Peabody demonstrates the same ambivalent attitude toward Anse that is prevalent in the community. Anse is lazy and will not work for himself, but Tull says the neighbors have given him charity for so long, they do not know how to stop. Peabody is annoyed that Anse waits for so long to call the doctor, but he also thinks Addie has borne enough from her husband and has a right to die. Faulkner uses these discrepancies as well as the juxtapositions between what characters think and how they act, to show the profundity of death in a banal world.

In the two sections narrated by Darl, he appears to be preternaturally aware of Addie's death.

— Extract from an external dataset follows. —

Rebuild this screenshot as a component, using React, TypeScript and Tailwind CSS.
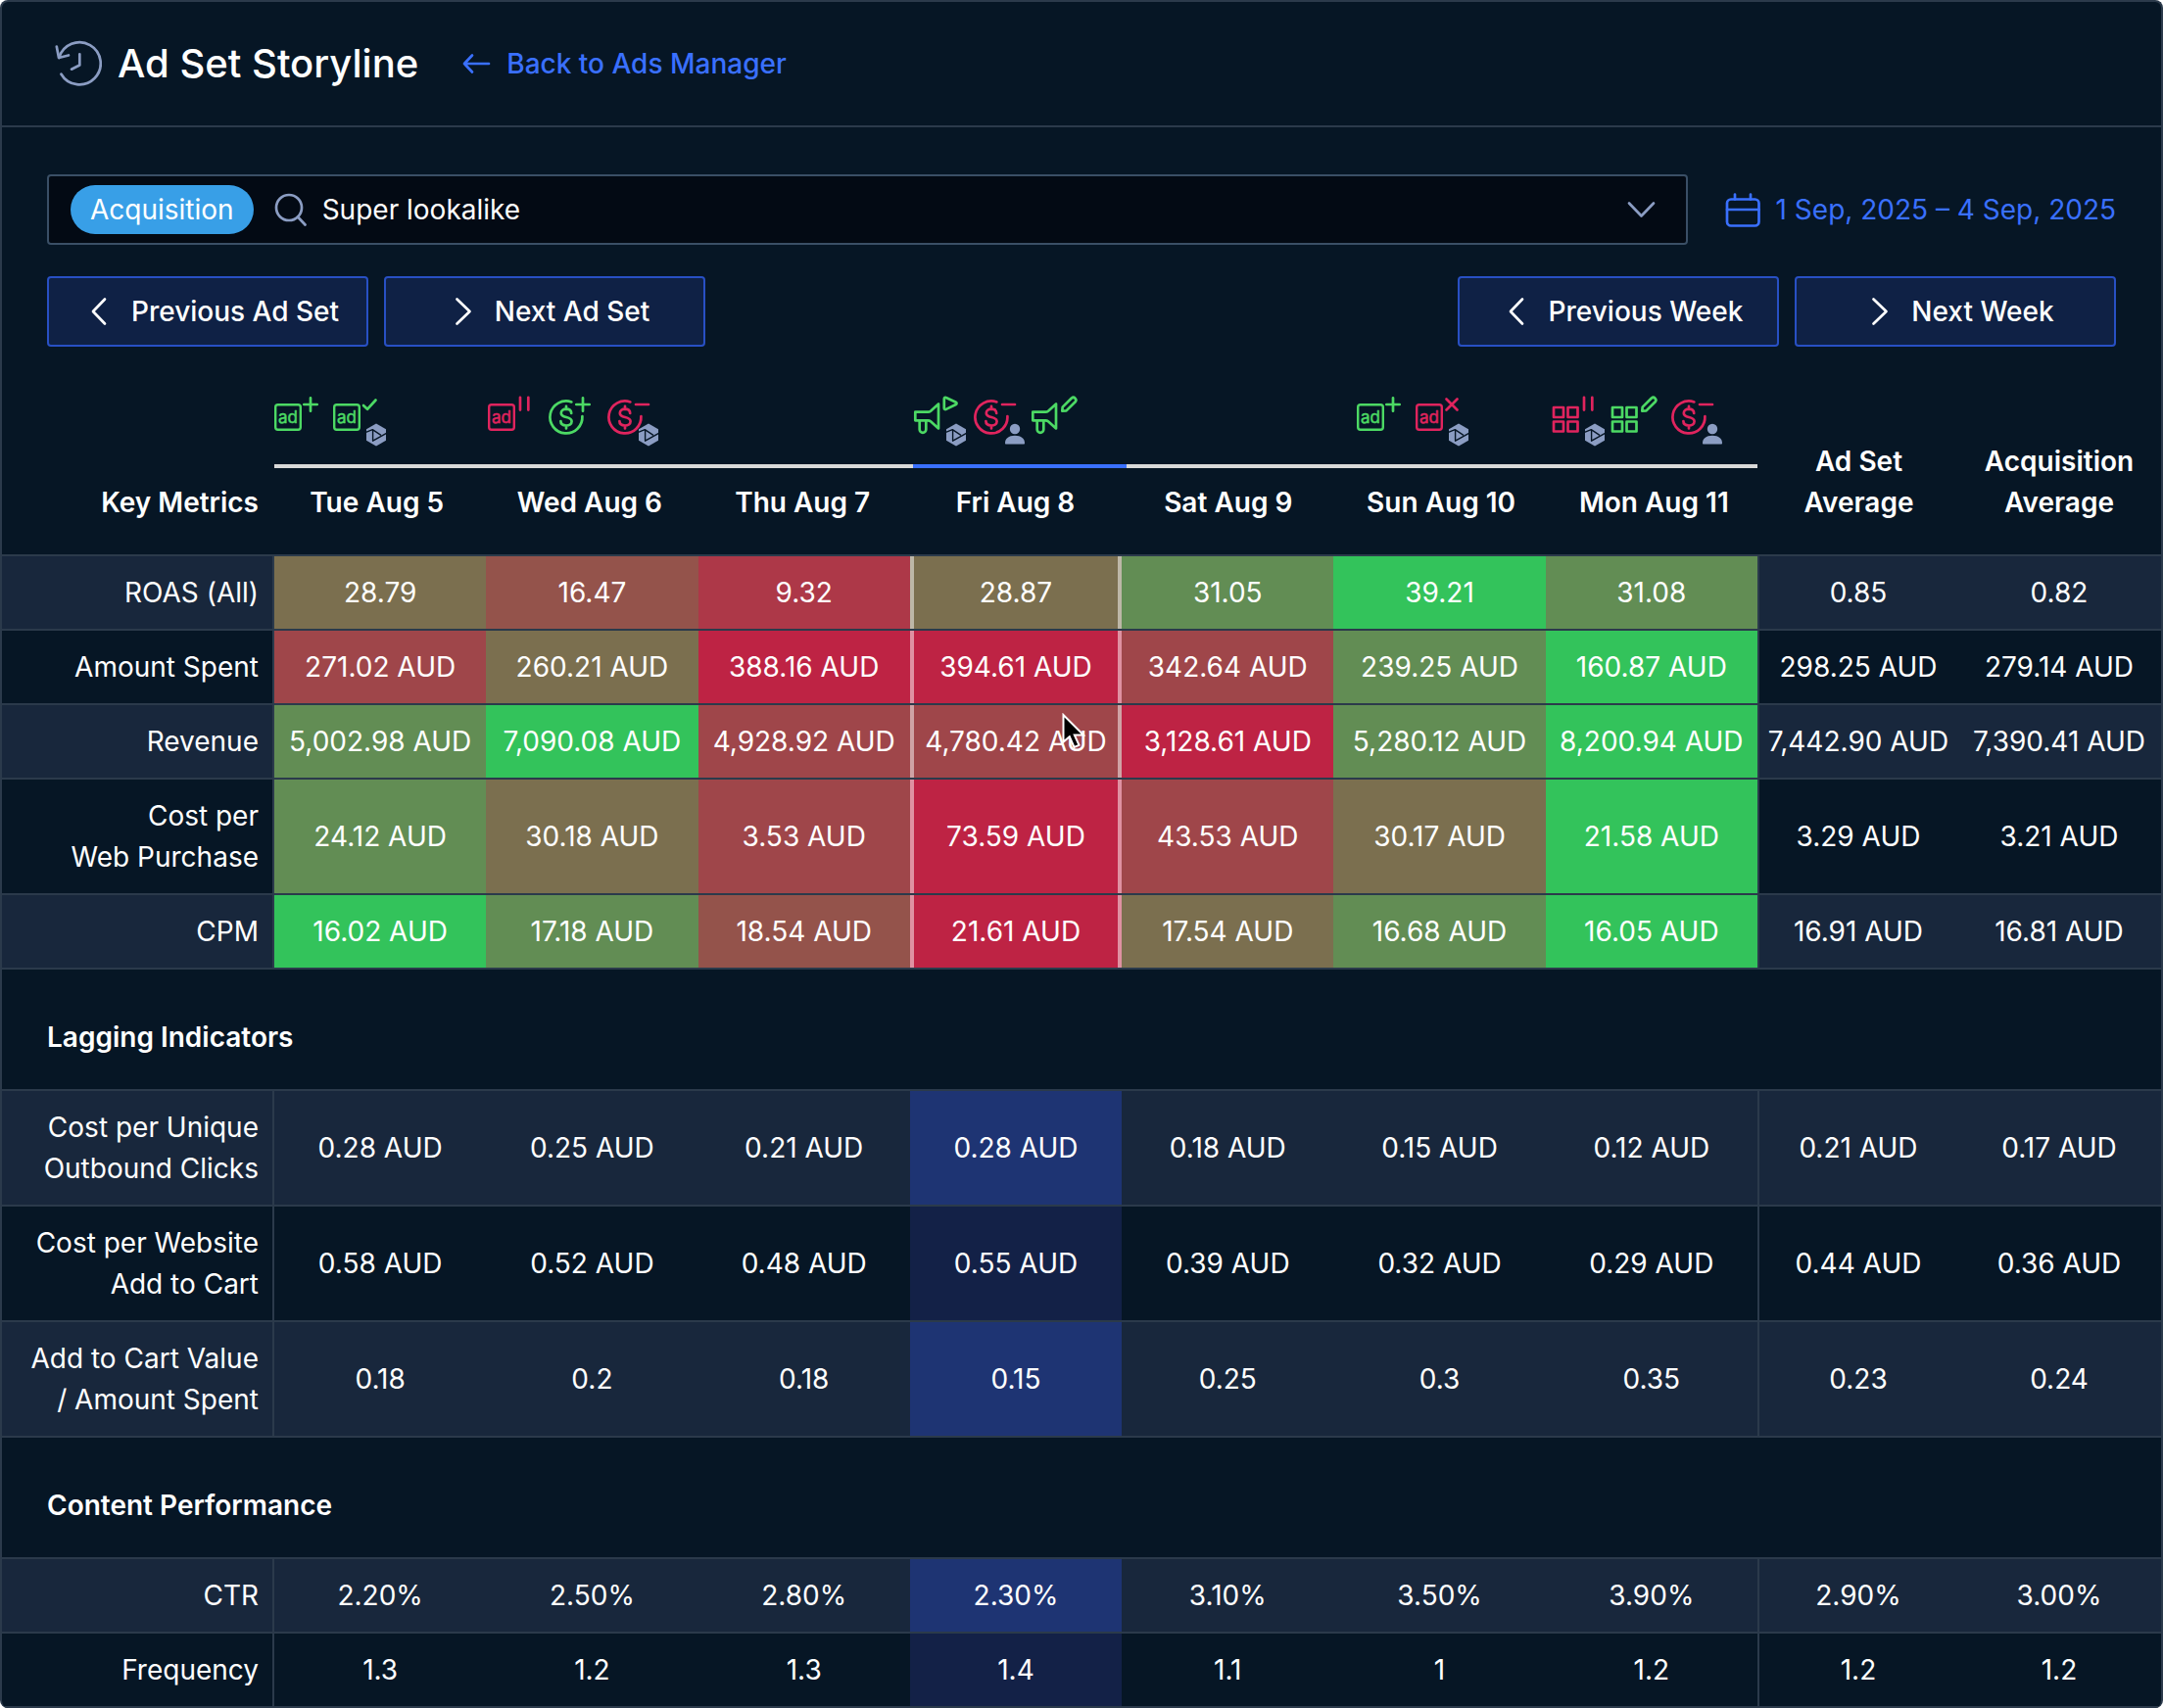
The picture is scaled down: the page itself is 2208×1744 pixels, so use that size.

Dewey Dell previously described him as being able to talk with her without saying anything, so the reader should be skeptical when he "speaks" to his brother. These conversations are perhaps happening in Darl's mind and may or may not be perceived by Jewel. Regardless, the spiritual beliefs expressed by Tull, Anse, and Peabody are more fully embodied in the person of Darl, who narrates Addie's death despite being absent from it. His voice is the closest thing to an omniscient narrator the novel allows, moving from the deathbed to the road, where he and Jewel have lost a wheel in the mud. His description of Jewel standing in the road fixing the wheel could also be interpreted as Addie's body returning to the earth, her soul leaving this plane: "about the shattered spokes and about Jewel's ankles a runnel of yellow neither nor earth swirls, curving with the yellow road neither of earth nor water, down the hill dissolving into a streaming mass of dark green neither of earth nor sky." His narration also establishes a foundation for the spiritual narratives to come.